THE REQUEST: Among the lines of these entries, how many hold the word "React"? State only the number.

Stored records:
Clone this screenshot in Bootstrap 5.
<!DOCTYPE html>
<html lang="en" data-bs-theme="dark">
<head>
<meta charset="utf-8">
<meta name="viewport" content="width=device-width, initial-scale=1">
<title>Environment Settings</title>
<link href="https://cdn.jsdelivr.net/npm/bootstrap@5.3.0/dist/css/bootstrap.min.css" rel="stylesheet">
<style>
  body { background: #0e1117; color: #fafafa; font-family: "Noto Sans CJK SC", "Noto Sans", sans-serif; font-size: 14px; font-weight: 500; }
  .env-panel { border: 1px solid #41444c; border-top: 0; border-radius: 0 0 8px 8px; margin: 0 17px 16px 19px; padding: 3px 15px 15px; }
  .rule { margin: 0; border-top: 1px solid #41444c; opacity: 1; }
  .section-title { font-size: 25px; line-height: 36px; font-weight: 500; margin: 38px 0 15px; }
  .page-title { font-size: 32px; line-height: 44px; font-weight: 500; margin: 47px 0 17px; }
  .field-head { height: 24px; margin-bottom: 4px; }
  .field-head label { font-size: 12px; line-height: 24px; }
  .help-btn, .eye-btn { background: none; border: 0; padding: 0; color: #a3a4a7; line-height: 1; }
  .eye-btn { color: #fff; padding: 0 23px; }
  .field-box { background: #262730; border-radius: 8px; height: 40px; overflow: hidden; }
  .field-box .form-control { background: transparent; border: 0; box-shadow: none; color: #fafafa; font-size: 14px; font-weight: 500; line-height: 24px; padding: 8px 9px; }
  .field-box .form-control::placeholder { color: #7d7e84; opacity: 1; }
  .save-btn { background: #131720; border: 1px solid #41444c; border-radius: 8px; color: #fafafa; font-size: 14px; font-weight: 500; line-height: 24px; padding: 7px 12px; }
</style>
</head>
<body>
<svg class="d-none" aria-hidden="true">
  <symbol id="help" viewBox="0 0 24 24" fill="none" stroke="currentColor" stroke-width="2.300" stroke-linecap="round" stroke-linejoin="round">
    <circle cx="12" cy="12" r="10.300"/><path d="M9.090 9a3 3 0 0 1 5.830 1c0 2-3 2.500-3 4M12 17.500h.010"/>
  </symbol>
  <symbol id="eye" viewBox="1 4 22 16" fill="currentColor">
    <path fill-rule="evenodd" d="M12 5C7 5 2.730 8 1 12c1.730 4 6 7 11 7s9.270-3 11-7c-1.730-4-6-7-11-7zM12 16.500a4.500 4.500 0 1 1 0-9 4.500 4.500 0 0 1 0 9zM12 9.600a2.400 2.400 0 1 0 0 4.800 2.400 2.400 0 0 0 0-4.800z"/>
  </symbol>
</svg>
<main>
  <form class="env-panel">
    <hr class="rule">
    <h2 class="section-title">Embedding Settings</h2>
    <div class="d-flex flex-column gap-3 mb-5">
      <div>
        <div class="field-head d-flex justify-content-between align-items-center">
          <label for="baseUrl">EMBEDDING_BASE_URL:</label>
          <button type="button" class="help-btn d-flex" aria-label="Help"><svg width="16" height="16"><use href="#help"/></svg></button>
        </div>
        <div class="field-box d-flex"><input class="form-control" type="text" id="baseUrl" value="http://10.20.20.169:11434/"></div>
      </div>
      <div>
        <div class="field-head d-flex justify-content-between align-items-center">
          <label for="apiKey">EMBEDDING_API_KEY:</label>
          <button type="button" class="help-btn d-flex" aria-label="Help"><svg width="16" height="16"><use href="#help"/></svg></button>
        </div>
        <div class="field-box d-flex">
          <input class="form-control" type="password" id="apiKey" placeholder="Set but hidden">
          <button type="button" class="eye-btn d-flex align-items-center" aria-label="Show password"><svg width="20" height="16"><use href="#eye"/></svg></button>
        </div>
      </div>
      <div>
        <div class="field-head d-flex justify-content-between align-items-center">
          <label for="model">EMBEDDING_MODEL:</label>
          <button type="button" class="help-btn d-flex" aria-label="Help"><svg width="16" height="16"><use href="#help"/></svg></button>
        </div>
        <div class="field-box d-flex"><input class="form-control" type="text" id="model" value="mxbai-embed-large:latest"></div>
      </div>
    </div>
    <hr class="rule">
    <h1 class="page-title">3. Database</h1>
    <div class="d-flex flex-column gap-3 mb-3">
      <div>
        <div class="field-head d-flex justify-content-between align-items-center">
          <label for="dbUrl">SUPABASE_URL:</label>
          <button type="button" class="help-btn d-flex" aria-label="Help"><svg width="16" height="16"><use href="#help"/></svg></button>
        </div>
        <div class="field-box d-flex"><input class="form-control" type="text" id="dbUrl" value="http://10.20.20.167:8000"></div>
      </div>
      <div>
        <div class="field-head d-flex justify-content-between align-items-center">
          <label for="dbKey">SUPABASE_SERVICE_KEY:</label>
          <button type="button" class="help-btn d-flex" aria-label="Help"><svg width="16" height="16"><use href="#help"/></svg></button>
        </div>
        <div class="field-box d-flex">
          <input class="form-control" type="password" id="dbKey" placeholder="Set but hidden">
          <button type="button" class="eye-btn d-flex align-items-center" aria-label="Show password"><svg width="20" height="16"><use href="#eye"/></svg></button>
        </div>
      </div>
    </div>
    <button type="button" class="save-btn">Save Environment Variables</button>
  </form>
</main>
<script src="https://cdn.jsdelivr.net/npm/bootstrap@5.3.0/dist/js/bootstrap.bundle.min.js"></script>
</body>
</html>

==

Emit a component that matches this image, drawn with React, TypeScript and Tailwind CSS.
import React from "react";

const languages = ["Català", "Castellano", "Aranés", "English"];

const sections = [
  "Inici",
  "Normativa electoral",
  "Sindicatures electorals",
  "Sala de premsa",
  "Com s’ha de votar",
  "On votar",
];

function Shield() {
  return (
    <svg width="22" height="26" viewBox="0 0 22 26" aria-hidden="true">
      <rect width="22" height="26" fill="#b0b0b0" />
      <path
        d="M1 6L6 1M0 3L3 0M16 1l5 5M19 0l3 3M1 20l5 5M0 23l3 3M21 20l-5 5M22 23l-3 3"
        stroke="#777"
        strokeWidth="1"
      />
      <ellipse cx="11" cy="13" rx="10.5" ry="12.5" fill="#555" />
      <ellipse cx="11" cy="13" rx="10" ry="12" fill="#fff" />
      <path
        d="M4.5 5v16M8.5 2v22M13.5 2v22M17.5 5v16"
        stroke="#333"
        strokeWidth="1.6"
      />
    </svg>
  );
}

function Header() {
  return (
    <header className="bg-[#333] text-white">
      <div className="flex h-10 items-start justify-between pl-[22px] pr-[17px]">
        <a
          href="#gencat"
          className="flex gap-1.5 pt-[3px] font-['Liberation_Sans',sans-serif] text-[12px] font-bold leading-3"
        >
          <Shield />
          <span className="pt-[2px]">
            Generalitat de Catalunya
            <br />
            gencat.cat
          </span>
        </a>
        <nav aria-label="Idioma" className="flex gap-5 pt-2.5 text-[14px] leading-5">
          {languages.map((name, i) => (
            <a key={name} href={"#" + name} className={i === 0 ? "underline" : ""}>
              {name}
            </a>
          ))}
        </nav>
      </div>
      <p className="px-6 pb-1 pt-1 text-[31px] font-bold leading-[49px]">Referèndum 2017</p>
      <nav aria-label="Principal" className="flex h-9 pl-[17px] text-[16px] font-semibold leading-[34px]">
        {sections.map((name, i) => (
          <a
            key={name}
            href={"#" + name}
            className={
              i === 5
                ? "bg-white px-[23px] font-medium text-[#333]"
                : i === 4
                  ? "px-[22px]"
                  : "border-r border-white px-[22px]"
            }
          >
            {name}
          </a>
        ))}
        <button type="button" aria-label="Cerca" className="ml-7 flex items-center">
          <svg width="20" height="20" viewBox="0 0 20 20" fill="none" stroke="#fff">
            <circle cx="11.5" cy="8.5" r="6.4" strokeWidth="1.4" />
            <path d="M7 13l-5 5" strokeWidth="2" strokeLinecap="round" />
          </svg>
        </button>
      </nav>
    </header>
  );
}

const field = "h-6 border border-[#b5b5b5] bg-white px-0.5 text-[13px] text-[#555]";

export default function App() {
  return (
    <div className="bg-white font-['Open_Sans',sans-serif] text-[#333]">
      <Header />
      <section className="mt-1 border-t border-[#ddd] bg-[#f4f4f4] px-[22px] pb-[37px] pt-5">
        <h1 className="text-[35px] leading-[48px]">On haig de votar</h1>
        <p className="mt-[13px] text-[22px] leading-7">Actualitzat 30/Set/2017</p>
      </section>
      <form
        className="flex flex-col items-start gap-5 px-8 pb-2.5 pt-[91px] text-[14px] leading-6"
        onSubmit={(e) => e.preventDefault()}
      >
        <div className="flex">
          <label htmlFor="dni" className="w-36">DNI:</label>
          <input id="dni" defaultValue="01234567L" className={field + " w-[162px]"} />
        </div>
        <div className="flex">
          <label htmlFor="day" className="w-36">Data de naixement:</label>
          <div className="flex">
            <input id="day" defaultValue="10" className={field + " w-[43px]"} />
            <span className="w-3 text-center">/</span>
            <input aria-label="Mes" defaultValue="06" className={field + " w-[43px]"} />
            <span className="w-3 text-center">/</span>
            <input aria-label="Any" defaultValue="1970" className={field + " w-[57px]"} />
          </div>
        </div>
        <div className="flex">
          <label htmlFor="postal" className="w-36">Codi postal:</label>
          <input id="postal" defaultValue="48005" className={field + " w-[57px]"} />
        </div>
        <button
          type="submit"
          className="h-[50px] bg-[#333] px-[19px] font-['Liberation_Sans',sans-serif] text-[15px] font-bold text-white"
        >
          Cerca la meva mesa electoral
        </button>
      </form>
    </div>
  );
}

ANSWER TO THIS TASK: 2